According to Detroit News, when President Donald Trump met with 11 automakers and United Auto Workers President Dennis Williams for an industry round table in Michigan, he said General Motors should not be the only one creating auto manufacturing jobs in the state.
Trump talked about automakers building “new plants in Michigan and other states” and how it would bring “thousands of jobs.”
General Motors announced $100 million to be invested in two facilities to prepare for 2019 production of GM’s Cruise AV — the self-driving version of the Chevy Bolt electric car — at the Orion Township GM assembly plant and Brownstown Battery Assembly plant, which will make the roof modules for the self-driving cars.
Last year, GM announced 900 new jobs.
“That’s going to be peanuts to the numbers that we’re going to see in the near future,” Trump had said. He reportedly told automakers he would work with them on reducing regulations and taxes, but wants new auto manufacturing jobs created.
Federal & State Approvals Needed for Self-Driving Car Deployment
Earlier in the week, GM Chief Executive Officer Mary Barra met with Transportation Secretary Elaine Chao to discuss the company’s self-driving, ride-sharing fleet, according to Automotive News.
GM filed a petition for Federal approval for the Cruise AV’s fully autonomous features in January. The automaker asked the National Highway Traffic Safety Administration for waivers covering 16 regulations the company says are unnecessary for driverless cars, such as those around steering wheels, brake pedals and accelerator pedals the Cruise AVs will lack. The agency has not yet released details of the proposal.
Once there is Federal approval, GM will then need to seek approval from individual states before deploying the self-driving Cruise AV.
Anticipated for production is actually fourth generation, according to Green Car Reports. It’s currently being tested in San Francisco by Cruise Automation, the self-driving vehicle software company GM bought in March 2016. Later this year, GM said it to test the Cruise AV in Phoenix and New York City.
Teasing Auto Emissions Standards Rollbacks
Trump also said in his meeting with the Detroit automakers that he had reopened a review of a fuel economy mandate to achieve the equivalent of 54.5 miles per gallon by 2025.
In a brief speech to bused-in Detroit autoworkers at Willow Run Airport, he said:
We want to be the car capital of the world again,” Trump said. “We will be, and it won’t be long, believe me. … We’re going to have a very big announcement next week having to do with your industry. Very, very big. Very important.”

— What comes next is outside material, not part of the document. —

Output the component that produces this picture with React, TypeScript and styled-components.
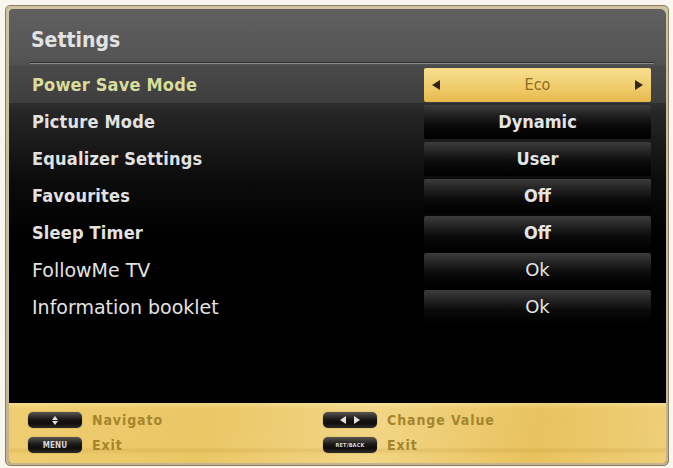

The U.S. Environmental Protection Agency has an April 1st deadline to decide if the average fuel economy standards for cars and light trucks from 2022 to 2025 set in place during the previous administration are attainable.
“California is not the arbiter of these issues,” said Environmental Protection Agency Administrator Scott Pruitt during an interview with Bloomberg.com last week.
He had attended the President’s Michigan announcement about the review:
Secretary Chao and I are ready to travel with President Trump to Michigan today to deliver good news to American workers and consumers. pic.twitter.com/wlRtnUuaZK
— Administrator Pruitt (@EPAScottPruitt) March 15, 2017
Michigan Attorney General Bill Schuette said, “The fact he’s going to have a rewrite of these job-crushing, paycheck-crushing emission rules that the Obama administration tried to do at the midnight hour … that’s a breath of fresh air for jobs and paychecks in Michigan.”
While the administration is teasing a rollback of the CAFE standards, Barra said at the CERAWeek energy conference in Houston on March 7th:
“Our commitment to an all-electric, zero-emissions future is unwavering, regardless of any modifications to future fuel economy standards.”
Editor’s Note: An earlier version of this story said that GM was also adding 900 jobs to the Michigan plants, but that was an announcement made in March of 2017. We regret the error.